Part 2: Ross Johnson and RJR Nabisco
Johnson’s Philosophy
- Change is Vital: Frequent restructuring to prevent stagnation.
- Liberal Spending: High executive wages, lavish perks, and networking-focused expenditures.
Johnson’s History of Mergers
- Career Highlights:
- Rose from modest beginnings in Canada.
- CEO roles at Standard Brands and Nabisco.
- Orchestrated mergers leading to the creation of RJR Nabisco.
- Impact at RJR Nabisco:
- Moved headquarters to Atlanta, boosting sales and profits.
- Maintained strong relations with the board.
Why Johnson Initiated the LBO
- Motivations:
- Frustration with stagnant stock price.
- LBO as a solution to deliver shareholder value.
- Partnership with Shearson Lehman:
- Secured generous terms: veto power, high dividends.
- Shearson’s aim: gain market leadership in LBO consulting.
Part 3: The Bidding Contest for RJR Nabisco
Unusual Competitive Bidding
- Johnson proposed the LBO early to maintain board relations.

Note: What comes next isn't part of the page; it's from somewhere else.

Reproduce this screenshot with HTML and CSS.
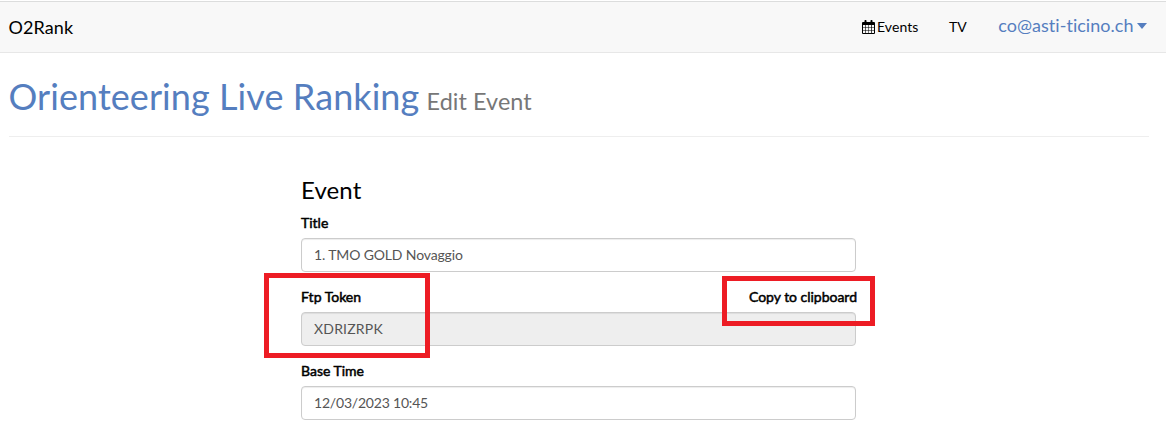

- Press release about $75/share bid attracted other financial firms.
Major Competitors
- Kravis (Kohlberg Kravis Roberts):
- Market leader in LBOs.
- Disadvantaged due to lack of inside knowledge.
- Bid $90/share, later raised to $106/share.
- Salomon Brothers:
- Partnered with Shearson Lehman, raising the bid to $92/share.
- Forstmann Little:
- Avoided junk bonds, withdrew after determining $85–$90/share was viable.
- First Boston:
- Late entry, proposed $105–$118/share but failed to secure funding.
Formal and Second-Round Bidding
- Final bids:
- Johnson’s team (Shearson-Salomon): $101/share.
- Kravis: $106/share, backed by insider information on expenses.
Part 4: The Third Round and Outcome
Final Bids
- Johnson’s team: $112/share (higher risk junk bonds).
- Kravis: $109/share (lower risk junk bonds).
- Board’s Decision:
- Considered bids equal due to risk-adjusted valuations.
- Chose Kravis due to:
- Advanced preparations with Kravis.
- Negative press about Johnson’s greed and lavish partnership terms.
Why Johnson Lost
- Early board proposal invited competition.
- Publicized partnership terms alienated the board and public opinion.
- Loss-aversion bias drove decisions that backfired.
Part 5: Aftermath
Impact on Key Players
- Ross Johnson:
- Retired gracefully in 1988.
- Maintained his stance that the LBO was best for shareholders.
- Kravis:
- Restructured RJR Nabisco, increased profits by 50%.
- Made a modest profit after selling the company.
Legacy of the RJR Nabisco LBO
- LBOs declined in popularity after the negative publicity.
- Junk bonds became controversial.
- Forstmann Little gained prominence as a junk bond-free LBO firm.
Part 6: Long-Term Trends and Lessons
LBO Trends Post-RJR Nabisco
- 1990s: Decline in LBO activity.
- 2000s: Resurgence until the 2008 financial downturn.
- 2020s: LBO volume surpasses previous peaks.
Key Takeaways
- Economic Impact: Highlighted risks of excessive corporate debt.
- Behavioral Insights: Loss-aversion bias shaped key decisions.
- Cultural Legacy: Barbarians at the Gate book and movie immortalized the drama.
Conclusion
- Significance: RJR Nabisco LBO was a watershed moment in corporate finance, reshaping perceptions of LBOs and influencing financial strategies for decades.
- Final Reflection: Johnson’s legacy is a blend of controversy and lasting fame, underscoring the complex ethics and economics of high-stakes business deals.